If we don't think deeply about the consequences of this action, the Church of England may well sink itself, or at least "hole itself below the waterline." It is very easy living beside parishes who differ from each other over women priests. There is no need to do anything except accept the fact, and avoid any potential clashes! However it would be quite a different matter for any one opposed to women as bishops who lived in the middle of a diocese with a women bishop. There would be no escape, except to another diocese, or another denomination, or as some would have it, a Third (Anglican) Province with a presence in the diocese.
The real problem is that many many evangelicals - a hugely numerous, vocative, often rich and generous sector in the church - will have great difficulty in accepting a woman being "in authority over" them in church affairs. Many Catholic minded Anglicans will simply say that a women bishop is a contradiction in terms, a sacramental impossibility.
Is there a way forward? There has to be if we are not to be rent apart as a church even more than at present.

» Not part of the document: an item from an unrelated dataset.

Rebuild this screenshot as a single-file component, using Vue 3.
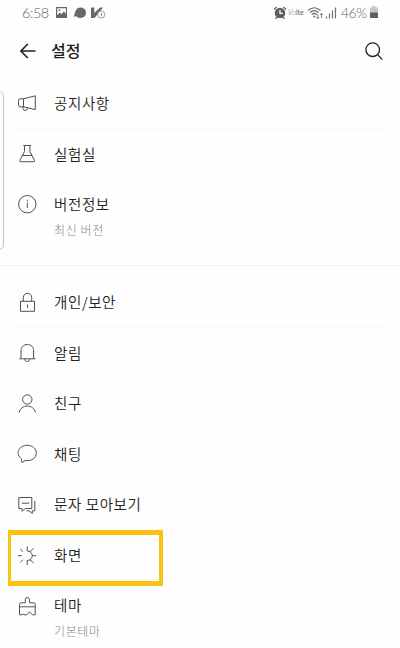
<template>
  <div class="screen">
    <div class="status-bar">
      <span class="clock">6:58</span>
      <svg class="status-left" width="52" height="14" viewBox="0 0 52 14">
        <path fill="#686868" fill-rule="evenodd" d="M1 1h11v11H1zM2.2 2.2v7l2.6-2.7 1.8 1.7 2.3-3 2 2.8V2.2zM3.5 3.5h1.7v1.6H3.5z" />
        <path fill="#686868" d="M18.300 10.300c1.500-.7 1-2.500 1.900-4.600 1-2.700 2.800-4.200 5.300-4.200 3.300 0 5.500 2.300 5.500 5.300s-2.200 5.200-5.500 5.200c-2 0-3.500-.5-4.300-1.900-.9.600-1.800.7-2.900.2z" />
        <path fill="#686868" d="M36 1.500h3.300v5.500L45 1.500h3L39.500 12H36z" />
        <circle cx="46.200" cy="8.500" r="3.600" fill="#fff" stroke="#888" stroke-width=".8" />
        <path d="M45.500 7.200h1v3.300" fill="none" stroke="#777" stroke-width=".8" />
      </svg>
      <svg class="alarm" width="14" height="14" viewBox="0 0 14 14">
        <path d="M1 3.500 3.500 1M10.500 1 13 3.500M2.500 12.800l1.500-2M11.500 12.800l-1.500-2" stroke="#666" stroke-width="1.300" />
        <circle cx="7" cy="7" r="5.300" fill="#606060" />
        <path d="M7 4v3.300h2.700" fill="none" stroke="#fff" stroke-width="1.200" />
      </svg>
      <span class="volte"><i>V</i>o<b>lte</b></span>
      <svg class="signals" width="34" height="14" viewBox="0 0 34 14">
        <g fill="none" stroke="#666" stroke-width="1.100">
          <path d="M1 4.500q6-5.500 12.500 0M3 6.500q4.200-3.700 8.500 0M4.800 8.500q2.500-2.200 5 0" />
          <path d="M10.800 8v4.500M9.300 11l1.500 1.500 1.500-1.500M14.500 12V7.500M13 9l1.500-1.500L16 9" stroke-width=".8" />
        </g>
        <path d="M6.200 9.700h2.100v1.600H6.200z" fill="#666" />
        <path d="M19.500 12.500v-2M22.500 12.500v-5M25.500 12.500v-8M28.500 12.500V1.500" stroke="#707070" stroke-width="1.200" />
      </svg>
      <span class="percent">46%</span>
      <svg class="battery" width="8" height="13" viewBox="0 0 8 13">
        <path d="M2.500 0h3v1.500H8V7H0V1.500h2.500z" fill="#c6c6c6" />
        <path d="M0 6.500h8V12H0z" fill="#606060" />
      </svg>
    </div>

    <header class="header">
      <svg class="back" width="16" height="16" viewBox="0 0 16 16">
        <path d="M15.500 8H1M7.800 1 .900 8l6.900 7" />
      </svg>
      <h1>설정</h1>
      <svg class="search" width="18" height="19" viewBox="0 0 18 19">
        <circle cx="7.700" cy="7.700" r="6.800" />
        <path d="m12.600 12.600 4.700 5" />
      </svg>
    </header>

    <main>
      <section v-for="(group, index) in groups" :key="index" class="group">
        <div v-for="item in group" :key="item.title" class="row" :class="{ tall: item.sub }">
          <svg class="icon" width="20" height="20" viewBox="0 0 20 20">
            <path v-for="d in item.paths" :key="d" :d="d" />
          </svg>
          <div class="text">
            <div class="title">{{ item.title }}</div>
            <div v-if="item.sub" class="sub">{{ item.sub }}</div>
          </div>
          <div v-if="item.marked" class="marker"></div>
        </div>
      </section>
    </main>

    <div class="edge-handle"></div>
  </div>
</template>

<script setup>
const groups = [
  [
    {
      title: "공지사항",
      paths: ["M6.500 5.800 18.300 2.800v13.800L6.500 13.800z", "M6.500 5.800H3q-1.500 0-1.500 1.500v5q0 1.500 1.500 1.500h3.500z", "M6 13.800v1.500a2.200 2.200 0 0 0 4.400 0v-.5"],
    },
    {
      title: "실험실",
      paths: ["M6.300 2.500h7.800M7.500 2.500v6L2.900 17.300q-.6 1.400.8 1.400h13q1.400 0 .8-1.400L12.900 8.500v-6", "M5.400 12.500h9.600"],
    },
    {
      title: "버전정보",
      sub: "최신 버전",
      paths: ["M10.300 1.500a8.700 8.700 0 1 0 0 17.400 8.700 8.700 0 0 0 0-17.400z", "M10.300 8.500v5.500M10.300 5.800v1.200"],
    },
  ],
  [
    {
      title: "개인/보안",
      paths: ["M3.500 9.300h14v10h-14z", "M6.300 9.300V5.500a4.200 4.200 0 0 1 8.400 0v3.800", "M10.500 12.500v3.500"],
    },
    {
      title: "알림",
      paths: ["M2.300 16.800h16M4 16.800V9c0-4 2.500-6.500 6.300-6.500s6.300 2.500 6.300 6.500v7.800", "M7.800 16.800c0 3.500 5 3.500 5 0"],
    },
    {
      title: "친구",
      paths: ["M10.300 1.800a4.700 4.700 0 1 0 0 9.400 4.700 4.700 0 0 0 0-9.400z", "M2.300 19.500c1-8.500 15-8.500 16 0"],
    },
    {
      title: "채팅",
      paths: ["M4.500 15.900C-2 11 1.500 2.300 10.300 2.300c5.200 0 9 3.400 9 7.700 0 5.400-5.300 8.500-11.300 7.500L5 19.700z"],
    },
    {
      title: "문자 모아보기",
      paths: ["M1.800 3.500h13v11H8.300l-3.300 2.800v-2.800H1.800z", "M4.800 9.200h7.400", "M17.800 7v9.800h-2.500v2.700l-3.300-2.700H9.500"],
    },
    {
      title: "화면",
      marked: true,
      paths: [
        "M10.200 2.500v4.400l2.700.8 1.700 1.600.8 2.400-.8 2.500-1.700 1.600-2.700.8v4.400",
        "M12.900 7.700l3.600-3.200M15.400 11.700h3.800M12.900 15.800l3.600 3",
        "M1 11.700h3.700M3.300 5 6 7.700M3.300 18.400 6 15.700",
      ],
    },
    {
      title: "테마",
      sub: "기본테마",
      paths: ["M2.500 19.800V9.300q0-1.500 1.500-1.500h4.300V4.700q0-2.200 2.100-2.200t2.100 2.200v3.100h4.200q1.500 0 1.500 1.500v10.500h-2.700l-3-3-2.800 3H7l-1-1-.8 1z", "M2.500 11.800h15.700"],
    },
  ],
];
</script>

<style>
body {
  background: #fefefe;
}
</style>

<style scoped>
.screen {
  position: relative;
  height: 648px;
  overflow: hidden;
  background: #fefefe;
  color: #202020;
  font-family: "Noto Sans CJK KR", sans-serif;
}

.status-bar {
  display: flex;
  align-items: center;
  height: 25px;
  padding: 0 22px;
  color: #666;
  font-family: Lato, sans-serif;
  font-weight: 300;
  font-size: 14px;
  line-height: 25px;
}

.status-bar svg {
  flex-shrink: 0;
}

.clock {
  width: 33px;
  font-size: 14.5px;
  letter-spacing: -0.5px;
}

.alarm {
  margin-left: auto;
}

.volte {
  width: 16px;
  margin: 0 3px 0 1px;
  font-size: 7px;
  letter-spacing: -0.1px;
  white-space: nowrap;
}

.percent {
  width: 29px;
  letter-spacing: -0.5px;
}

.header {
  display: flex;
  align-items: center;
  height: 52px;
  padding: 0 17px 0 20px;
}

.header svg {
  fill: none;
  stroke: #222;
  stroke-width: 1.3;
}

.header .back {
  stroke-width: 1.7;
}

h1 {
  flex: 1;
  margin: -3px 0 0 15px;
  font-size: 16px;
  font-weight: 500;
}

main {
  padding-top: 1px;
}

.group + .group {
  border-top: 1px solid #f3f3f3;
  padding-top: 11px;
}

.row {
  position: relative;
  display: flex;
  height: 50.5px;
  padding-left: 17px;
}

.row.tall {
  height: 86px;
}

.row:not(:last-child)::after {
  content: "";
  position: absolute;
  right: 16px;
  bottom: 0;
  left: 16px;
  height: 1px;
  background: #f8f8f8;
}

.icon {
  flex-shrink: 0;
  margin: 14.5px 17px 0 0;
  overflow: visible;
  fill: none;
  stroke: #505050;
  stroke-width: 1;
  stroke-linejoin: round;
}

.text {
  padding-top: 13px;
}

.title {
  font-size: 14.5px;
  font-weight: 350;
  letter-spacing: 0.6px;
  line-height: 24px;
}

.sub {
  margin-top: 5px;
  color: #888;
  font-size: 12px;
  font-weight: 300;
  letter-spacing: 0.6px;
  line-height: 18px;
}

.marker {
  position: absolute;
  z-index: 1;
  top: 0;
  left: 8px;
  width: 155px;
  height: 56px;
  box-sizing: border-box;
  border: 5px solid #f9c213;
  border-right-width: 4px;
  border-left-width: 3px;
}

/* side panel handle peeking in from the left edge */
.edge-handle {
  position: absolute;
  top: 91px;
  left: -8px;
  width: 12px;
  height: 159px;
  box-sizing: border-box;
  border: 1px solid #c4c4c4;
  border-radius: 5px;
}
</style>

What cannot be a way forward is the kind of bigotry, cant, and refusal to understand any opponent at all, an attitude all too common today.

So all of us must think deeply, search our hearts, and remember to the magnanimity towards others which our new Archbishop recommends. We don't have to agree with everyone about everything, or force everyone to agree with us. The main hope in preventing us following apart must surely be the recognition that others follow Christ too, but not exactly as we do ourselves!